The ministry said that upon receiving representations from the medical practitioners, section 106.1 was amended, and the term of imprisonment was reduced from five years to two years.
Union Education Minister Dharmendra Pradhan
Union Education Minister Dharmendra PradhanFile Photo | PTI

NEW DELHI: The Union Ministry of Health and Family Welfare on Tuesday issued a clarification stating that the IMA’s objections to controversial section 106.1 of the Bharatiya Nayay Sanhita, which states a jail term for a medical practitioner in case of death by negligence, were also provisioned in the Indian Penal Code (IPC), which has been replaced by the new criminal law.

The ministry said that upon receiving representations from the medical practitioners, section 106.1 was amended, and the term of imprisonment was reduced from 5 years to 2, akin to section 304(A) of the IPC, which dealt with the similar offence of causing death by negligence.

“When the Bill to replace IPC with the BNS was introduced in Lok Sabha in December, 2023, the death caused by negligence was made punishable with imprisonment up to 5 years and fine under section 106(1) of BNS, 2023. The representations were received from medical practioners and the said section 106(1) of BNS, 2023 was amended to provide that if such act of negligence is done by registered medical practioners while performing medical procedure, they shall be punished with imprisonment up to 2 years and fine. It may be seen that the punishment for causing death by negligence by medical practitioners is imprisonment up to 2 years even now,” the note by Ministry read.

Union Education Minister Dharmendra Pradhan
Jail term to medicos for negligence: IMA to hold sensitization drive against BNS

Reacting to it, IMA chief RV Asokan told this newspaper that it’s surprising that the Union Health Ministry is responding to the doctors’ body’s objection towards the contentious section while the Ministry of Home Affairs has maintained a studied silence.

He also pointed out that the clarification note ironically highlighted the same objection the medical fraternity has been highlighting.

“Firstly, I want to clarify it is not a protest.
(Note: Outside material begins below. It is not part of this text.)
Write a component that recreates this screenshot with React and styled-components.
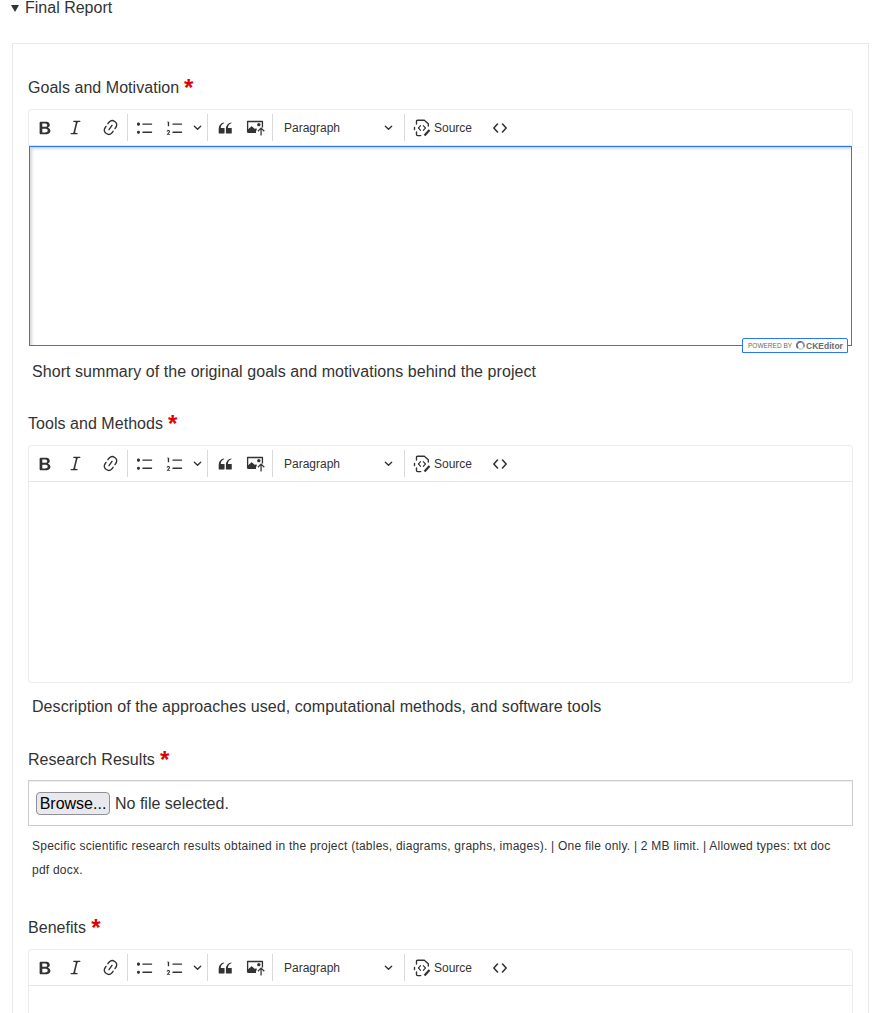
import React from "react";
import styled, { createGlobalStyle } from "styled-components";

const GlobalStyle = createGlobalStyle`
  html, body {
    margin: 0;
    height: 1013px;
    overflow: hidden;
    background: #fff;
    color: #333;
    font-family: "Liberation Sans", Arial, sans-serif;
    font-size: 16px;
  }
`;

const Page = styled.div`
  padding: 0 10px;
`;

const Summary = styled.div`
  display: flex;
  align-items: center;
  gap: 6px;
  height: 16px;
  line-height: 16px;
  margin-bottom: 27px;
  color: #333;
`;

const Triangle = styled.span`
  width: 0;
  height: 0;
  margin-left: 1px;
  border-left: 4px solid transparent;
  border-right: 4px solid transparent;
  border-top: 7px solid #333;
`;

const Panel = styled.div`
  margin: 0 0 0 2px;
  width: 857px;
  box-sizing: border-box;
  border: 1px solid #e9e9e9;
  padding: 31px 15px 0 15px;
`;

const Label = styled.div`
  display: flex;
  align-items: center;
  gap: 5px;
  height: 23px;
  padding-top: 1px;
  line-height: 23px;
  margin-bottom: 10px;
  letter-spacing: 0.04px;
`;

const Star = styled.span`
  color: #e00000;
  font-size: 24px;
  font-weight: 700;
  line-height: 24px;
  height: 24px;
`;

const Editor = styled.div`
  position: relative;
  width: 825px;
`;

const Toolbar = styled.div`
  display: flex;
  align-items: center;
  height: 37px;
  box-sizing: border-box;
  padding-left: 1px;
  background: #fff;
  border: 1px solid #ebebeb;
  border-bottom-color: #e6e6e6;
  border-radius: 4px 4px 0 0;
`;

const ToolButton = styled.span`
  display: flex;
  align-items: center;
  justify-content: center;
  flex: none;
  width: ${(p) => p.$w}px;
  margin-left: ${(p) => p.$ml || 0}px;
  color: #333;
`;

const Sep = styled.span`
  flex: none;
  width: 1px;
  height: 27px;
  margin-left: ${(p) => p.$ml || 0}px;
  background: #d9d9d9;
`;

const Dropdown = styled.span`
  display: flex;
  align-items: center;
  justify-content: space-between;
  flex: none;
  width: 131px;
  box-sizing: border-box;
  padding: 0 11px 0 11px;
  font-size: 12px;
  color: #333;
`;

const SourceButton = styled.span`
  display: flex;
  align-items: center;
  gap: 2px;
  flex: none;
  margin-left: 7px;
  font-size: 12px;
  color: #333;
`;

const Editable = styled.div`
  height: 201px;
  box-sizing: border-box;
  border: 1px solid #ebebeb;
  border-top: 0;
  border-radius: 0 0 4px 4px;
  background: #fff;

  ${(p) =>
    p.$focused &&
    `
    height: 200px;
    margin: 0 1px;
    border: 1px solid #2977ff;
    border-radius: 0;
    box-shadow: inset 2px 2px 3px rgba(0, 0, 0, 0.16);
  `}
`;

const PoweredBy = styled.div`
  position: absolute;
  right: 5px;
  bottom: -7px;
  display: flex;
  align-items: center;
  width: 106px;
  height: 15px;
  box-sizing: border-box;
  padding-left: 5px;
  background: #fff;
  border: 1px solid #2977ff;
  border-radius: 2px 2px 0 0;
  color: #6b6b6b;
  font-size: 6.5px;
  white-space: nowrap;
`;

const BrandLogo = styled.span`
  display: flex;
  margin: 0 1px 0 4px;
`;

const Brand = styled.b`
  font-size: 8.5px;
`;

const Hint = styled.div`
  margin: ${(p) => p.$top}px 0 0 4px;
  height: 24px;
  line-height: 24px;
  padding-bottom: ${(p) => p.$bottom}px;
  color: #333;
  letter-spacing: 0.06px;
`;

const FileBox = styled.div`
  display: flex;
  align-items: center;
  gap: 5px;
  width: 825px;
  height: 46px;
  margin-top: -1px;
  box-sizing: border-box;
  padding-left: 7px;
  border: 1px solid #ccc;
  box-shadow: inset 0 1px 1px rgba(0, 0, 0, 0.075);
`;

const BrowseButton = styled.button`
  width: 74px;
  height: 23px;
  padding: 1px 0 0;
  border: 1px solid #8f8f9d;
  border-radius: 4px;
  background: #e9e9ed;
  color: #000;
  font: 16px "Liberation Sans", Arial, sans-serif;
`;

const FileName = styled.span`
  padding-top: 2px;
`;

const SmallHint = styled.div`
  margin: 8px 0 0 4px;
  padding: 0 20px 33px 0;
  font-size: 12px;
  line-height: 24px;
  color: #333;
  letter-spacing: 0.235px;
`;

const BoldIcon = () => (
  <svg width="18" height="18" viewBox="0 0 20 20" fill="currentColor">
    <path d="M10.187 17H5.773c-.637 0-1.092-.138-1.364-.415-.273-.277-.409-.718-.409-1.323V4.738c0-.617.14-1.062.419-1.332.279-.27.73-.406 1.354-.406h4.68c.69 0 1.288.041 1.793.124.506.083.96.242 1.36.478.341.197.644.447.906.75a3.262 3.262 0 0 1 .808 2.162c0 1.401-.722 2.426-2.167 3.075C15.05 10.175 16 11.315 16 13.01a3.756 3.756 0 0 1-2.296 3.504 6.1 6.1 0 0 1-1.517.377c-.571.073-1.238.11-2 .11zm-.217-6.217H7v4.087h3.069c1.977 0 2.965-.69 2.965-2.072 0-.707-.256-1.22-.768-1.537-.512-.319-1.277-.478-2.296-.478zM7 5.13v3.619h2.606c.729 0 1.292-.067 1.69-.2a1.6 1.6 0 0 0 .91-.765c.165-.267.247-.566.247-.897 0-.707-.26-1.176-.778-1.409-.519-.232-1.31-.348-2.375-.348H7z" />
  </svg>
);

const ItalicIcon = () => (
  <svg width="19" height="19" viewBox="0 0 20 20" fill="currentColor">
    <path d="m9.586 14.633.021.004c-.036.335.095.655.393.962.082.083.173.15.274.201h1.474a.6.6 0 1 1 0 1.2H5.304a.6.6 0 0 1 0-1.2h1.15c.474-.07.809-.182 1.005-.334.157-.122.291-.32.404-.597l2.416-9.55a1.053 1.053 0 0 0-.281-.823 1.12 1.12 0 0 0-.442-.296H8.15a.6.6 0 0 1 0-1.2h6.443a.6.6 0 1 1 0 1.2h-1.195c-.376.056-.65.155-.823.296-.215.175-.423.491-.623.95l-2.366 9.587z" />
  </svg>
);

const LinkIcon = () => (
  <svg width="19" height="19" viewBox="0 0 20 20" fill="currentColor">
    <path d="m11.077 15 .991-1.416a.75.75 0 1 1 1.229.86l-1.148 1.64a.748.748 0 0 1-.217.206 5.251 5.251 0 0 1-8.503-5.955.741.741 0 0 1 .12-.274l1.147-1.639a.75.75 0 1 1 1.228.86L4.933 10.7l.006.003a3.75 3.75 0 0 0 6.132 4.294l.006.004zm5.494-5.335a.748.748 0 0 1-.12.274l-1.147 1.639a.75.75 0 1 1-1.228-.86l.86-1.23a3.75 3.75 0 0 0-6.144-4.301l-.86 1.229a.75.75 0 0 1-1.229-.86l1.148-1.64a.748.748 0 0 1 .217-.206 5.251 5.251 0 0 1 8.503 5.955zm-4.563-2.532a.75.75 0 0 1 .184 1.045l-3.155 4.505a.75.75 0 1 1-1.229-.86l3.155-4.506a.75.75 0 0 1 1.045-.184z" />
  </svg>
);

const BulletIcon = () => (
  <svg width="18" height="18" viewBox="0 0 20 20" fill="currentColor">
    <path d="M7 5.75c0 .414.336.75.75.75h9.5a.75.75 0 1 0 0-1.5h-9.5a.75.75 0 0 0-.75.75zm-6 0C1 4.784 1.777 4 2.75 4c.966 0 1.75.777 1.75 1.75 0 .966-.777 1.75-1.75 1.75C1.784 7.5 1 6.723 1 5.75zm6 9c0 .414.336.75.75.75h9.5a.75.75 0 1 0 0-1.5h-9.5a.75.75 0 0 0-.75.75zm-6 0c0-.966.777-1.75 1.75-1.75.966 0 1.75.777 1.75 1.75 0 .966-.777 1.75-1.75 1.75-.966 0-1.75-.777-1.75-1.75z" />
  </svg>
);

const NumberedIcon = () => (
  <svg width="18" height="18" viewBox="0 0 20 20" fill="currentColor">
    <path d="M7 5.75c0 .414.336.75.75.75h9.5a.75.75 0 1 0 0-1.5h-9.5a.75.75 0 0 0-.75.75zM3.5 3v5H2V3.7H1v-.7h2.5zM.6 17.5l2.2-2.7c.3-.4.5-.7.5-1 0-.4-.3-.6-.6-.6-.4 0-.7.3-.7.7H.7c0-1 .8-1.7 1.9-1.7 1.1 0 1.9.6 1.9 1.6 0 .6-.3 1.1-.8 1.7l-1 1.1h1.9v.9H.6zM7 14.75c0 .414.336.75.75.75h9.5a.75.75 0 1 0 0-1.5h-9.5a.75.75 0 0 0-.75.75z" />
  </svg>
);

const ChevronIcon = () => (
  <svg width="9" height="9" viewBox="0 0 10 10" fill="none" stroke="currentColor" strokeWidth="1.5" strokeLinecap="round" strokeLinejoin="round">
    <path d="M1.5 3.5 5 7l3.5-3.5" />
  </svg>
);

const QuoteIcon = () => (
  <svg width="18" height="18" viewBox="0 0 20 20" fill="currentColor">
    <path d="M3 10.423a6.5 6.5 0 0 1 6.056-6.408l.038.67C6.448 5.423 5.354 7.663 5.22 10H9c.552 0 .5.432.5.986v4.511c0 .554-.448.503-1 .503h-5c-.552 0-.5-.449-.5-1.003v-4.574zm8 0a6.5 6.5 0 0 1 6.056-6.408l.038.67c-2.646.739-3.74 2.979-3.873 5.315H17c.552 0 .5.432.5.986v4.511c0 .554-.448.503-1 .503h-5c-.552 0-.5-.449-.5-1.003v-4.574z" />
  </svg>
);

const ImageUploadIcon = () => (
  <svg width="19" height="19" viewBox="0 0 20 20" fill="currentColor">
    <path d="M2 3h15.5c.3 0 .5.2.5.5V10h-1.4V4.4H2.4v7.4l3.6-3 3.2 2.8 1.4-.9.9.8-1.3 3.5H1.5c-.3 0-.5-.2-.5-.5V3.5c0-.3.2-.5.5-.5H2z" />
    <path d="M1.5 13 6 9l4.5 4v2.7h-9z" />
    <circle cx="13.5" cy="7" r="1.8" />
    <path d="M15.2 18.5v-6.3l-2.2 2.2-.9-.9 3.8-3.8 3.8 3.8-.9.9-2.3-2.2v6.3z" />
  </svg>
);

const SourceIcon = () => (
  <svg width="20" height="20" viewBox="0 0 20 20" fill="none" stroke="currentColor" strokeWidth="1.4" strokeLinecap="round" strokeLinejoin="round">
    <path d="M4.5 6V3.2c0-.6.4-1 1-1h6.8l4 3.6V8" />
    <path d="M2.5 9.5v2M4.5 14v2.6c0 .6.4 1 1 1h3.2" />
    <path d="M8.6 7.7 6.4 10l2.2 2.3M11.3 7.7l2.2 2.3-2.2 2.3" strokeWidth="1.1" />
    <path d="m12.5 17.5 5-5.5" strokeWidth="2.2" strokeLinecap="butt" />
  </svg>
);

const CodeIcon = () => (
  <svg width="16" height="12" viewBox="0 0 16 12" fill="none" stroke="currentColor" strokeWidth="1.6" strokeLinecap="round" strokeLinejoin="round">
    <path d="M5.5 2 1.8 6l3.7 4M10.5 2l3.7 4-3.7 4" />
  </svg>
);

const CkLogo = () => (
  <svg width="9" height="9" viewBox="0 0 10 10" fill="none" strokeWidth="1.9">
    <path d="M2.4 8A4 4 0 0 1 6.4 1.2" stroke="#6b6b82" />
    <path d="M6.4 1.2 A4 4 0 0 1 8.4 7" stroke="#8d8da6" />
    <path d="M8.4 7A4 4 0 0 1 2.4 8" stroke="#d8d8c8" />
  </svg>
);

function EditorToolbar() {
  return (
    <Toolbar>
      <ToolButton $w={30}><BoldIcon /></ToolButton>
      <ToolButton $w={30}><ItalicIcon /></ToolButton>
      <ToolButton $w={34} $ml={3}><LinkIcon /></ToolButton>
      <Sep />
      <ToolButton $w={34}><BulletIcon /></ToolButton>
      <ToolButton $w={26}><NumberedIcon /></ToolButton>
      <ToolButton $w={18}><ChevronIcon /></ToolButton>
      <Sep $ml={1} />
      <ToolButton $w={34}><QuoteIcon /></ToolButton>
      <ToolButton $w={26}><ImageUploadIcon /></ToolButton>
      <Sep $ml={4} />
      <Dropdown>Paragraph<ChevronIcon /></Dropdown>
      <Sep />
      <SourceButton><SourceIcon />Source</SourceButton>
      <ToolButton $w={16} $ml={20}><CodeIcon /></ToolButton>
    </Toolbar>
  );
}

function Field({ title, children }) {
  return (
    <>
      <Label>{title} <Star>*</Star></Label>
      {children}
    </>
  );
}

export default function App() {
  return (
    <Page>
      <GlobalStyle />
      <Summary><Triangle />Final Report</Summary>
      <Panel>
        <Field title="Goals and Motivation">
          <Editor>
            <EditorToolbar />
            <Editable $focused />
            <PoweredBy>POWERED BY <BrandLogo><CkLogo /></BrandLogo><Brand>CKEditor</Brand></PoweredBy>
          </Editor>
          <Hint $top={14} $bottom={27}>Short summary of the original goals and motivations behind the project</Hint>
        </Field>
        <Field title="Tools and Methods">
          <Editor>
            <EditorToolbar />
            <Editable />
          </Editor>
          <Hint $top={12} $bottom={28}>Description of the approaches used, computational methods, and software tools</Hint>
        </Field>
        <Field title="Research Results">
          <FileBox>
            <BrowseButton>Browse...</BrowseButton>
            <FileName>No file selected.</FileName>
          </FileBox>
          <SmallHint>Specific scientific research results obtained in the project (tables, diagrams, graphs, images). | One file only. | 2 MB limit. | Allowed types: txt doc pdf docx.</SmallHint>
        </Field>
        <Field title="Benefits">
          <Editor>
            <EditorToolbar />
            <Editable />
          </Editor>
        </Field>
      </Panel>
    </Page>
  );
}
We won’t be hitting the streets with demonstrations. It’s a sensitization drive which will be done in a campaign mode which we do have a right in this democratic nation. Secondly, the ministry in its clarification note mentioned the same grievances we have been objecting to.

We have demanded no criminal prosecution for medical professionals. So our campaign will continue with sensitization of doctors first then dialogue with the political class and will culminate with presentation to the Prime Minister,” Asokan added.